Just in time for the start of the crucial November “sweeps” period, Nielsen Media Research says the sudden and alarming drop in broadcast network TV viewers during the first weeks of the fall season, especially among young males, appears to be stabilizing.
“It’s sort of settled out after the playoffs and the World Series,” said Jack Loftus, Nielsen’s VP of communications.
That at least is a bit of good news after weeks of worry by network executives, who have been tossing around reasons for the decline ranging from changes in measurement to a lack of attractive programming to competition from various forms of new media. The one sure thing is that the decline has been far greater than expected.
Network executives witnessed as much as a 12 percent decline in persons using television levels for the men 18 to 34 demographic in the first few weeks, and as much as a 20 percent decline for men 18 to 24.
Nielsen recently sent its clients a memo that suggested the decline may be due to young men’s playing video games, watching DVDs or using the Internet.
Now those numbers are starting to ease up. For example, usage dropped 7 percent vs. a year before for the men 18 to 34 demographic for Oct. 22-26.
Still, Mr. Loftus added, Nielsen is continuing to look at data, including analyzing young male viewing habits in the sample this year vs. a year ago. “They are certainly entitled to an explanation,” he said of Nielsen subscribers.
David Poltrack, executive VP of research for CBS, is concerned but feels the numbers will get back to normal. “These drops are at unprecedented levels. But most likely it’s some form of anomaly that should correct itself,” he said.
Fox, for one, is still worried. In a press release last week discussing the premiere of its valuable show “24,” it said, “The five-net share comparison for 9-10 p.m. last night [Tuesday] vs. comparable levels against last year’s “24” premiere reflects sharp declines among audience in key demos.”
The company notes that adults 18 to 34 earned a 30 share vs. 37 share the year before; teens 12 to 17 posted a 28 share vs. 32 share; and men 18 to 34 had a 24 share vs. 34 share.
Mr. Poltrack dismissed the argument that the drop is due to a lack of interest in current programming or that too many shows are aimed at female viewers. “That argument doesn’t hold,” he said. “We first saw a decline in April and May. Then in mid-August a big decline before the new season started.”
Mr. Poltrack said he’s asked Nielsen to look at whether young male college students who are moving from home to college for the start of the new school year might have something to do with the decline.
Advertisers so far have taken a wait-and-see attitude. If there is a sustained drop in the size of the audience, it could translate into an eventual reduction of many millions of dollars in advertising sales. Some advertisers said they are especially interested in the ratings during “sweeps,” when the networks no longer face disruption from baseball and are rolling out their best shows.
“It’s a concern, but we want to give it another week or two to see if any patterns change once schedules get more stable,” said Andrew Donchin, senior VP of national broadcast for Carat North America, New York. “We are concerned how much is real and how much comes from the [change in the ratings] sample.”

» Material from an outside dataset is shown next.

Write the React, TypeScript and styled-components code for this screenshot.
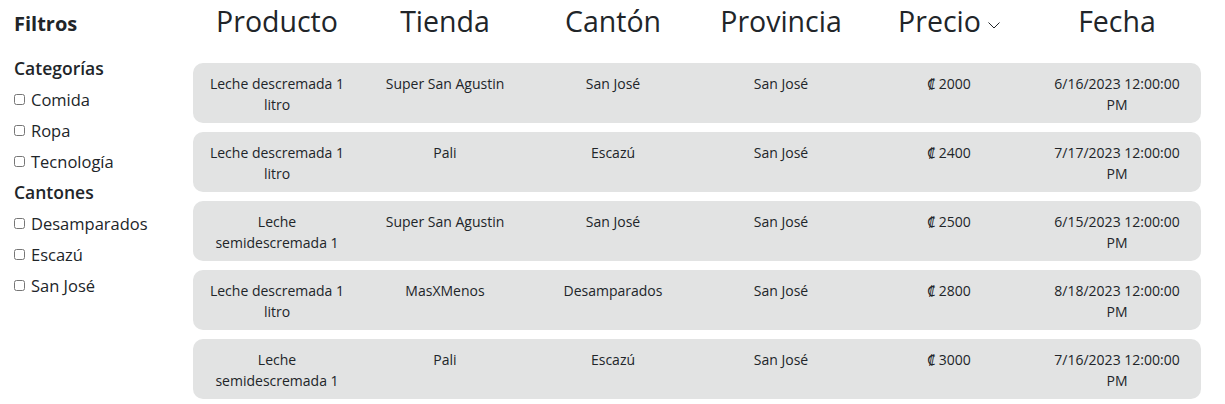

Still other executives said the data, analyzed against a historical perspective, shouldn’t be alarming.
John Wagner, senior VP and media director for Publicis Groupe’s Starcom Media Group, Chicago, said for example that a 9 percent PUT drop in the male 18 to 24 demographic in October vs. a year ago should be taken in context with several other years.
For instance, PUT levels of men 18 to 24 in network prime-time shows for the first four weeks of the new broadcast season rose steadily from 22.6 percent in 1998 to 25.3 percent in 2002. For 2003, it dropped to 22.9 percent. But this is only slightly higher than the level of five years ago.
“Over time it’s not a lot of fluctuation,” Mr. Wagner said. “It could be sample size. It could be the weather. It could be that there is only four weeks of data. Just because Nielsen puts out a number that says it’s 22.4 doesn’t mean it is 22.4. These are projections, and they operate in a range.”
Though there are complaints now, media buyers wonder why network executives didn’t voice concerns when usage moved in the other direction. Last year, for example, witnessed a 4 percent leap among viewership by men 18 to 24 from the year before. Nielsen’s Mr. Loftus noted: “I didn’t see a single story on that.”
Nielsen Sample Changed
Earlier this year, Nielsen did change its 5,000 home sample to add, among other segments of the population, more young-adult viewers. Media executives are scratching their heads because other demographic groups were largely unaffected.
Steve Sternberg, senior VP and director of audience analysis for Magna Global USA, New York, believes a big part of the problem is a lack of programming this season that appeals to young men.
“What you do have?” he asked. “You have new shows like CBS’s `Joan of Arcadia.’ This doesn’t appeal to young men.”
In a recent report, Mr. Sternberg noted that much of the early drop affected NBC and Fox programming. He reported that the drop in TV usage by young men amounted to each man watching a half-hour less network programming per week.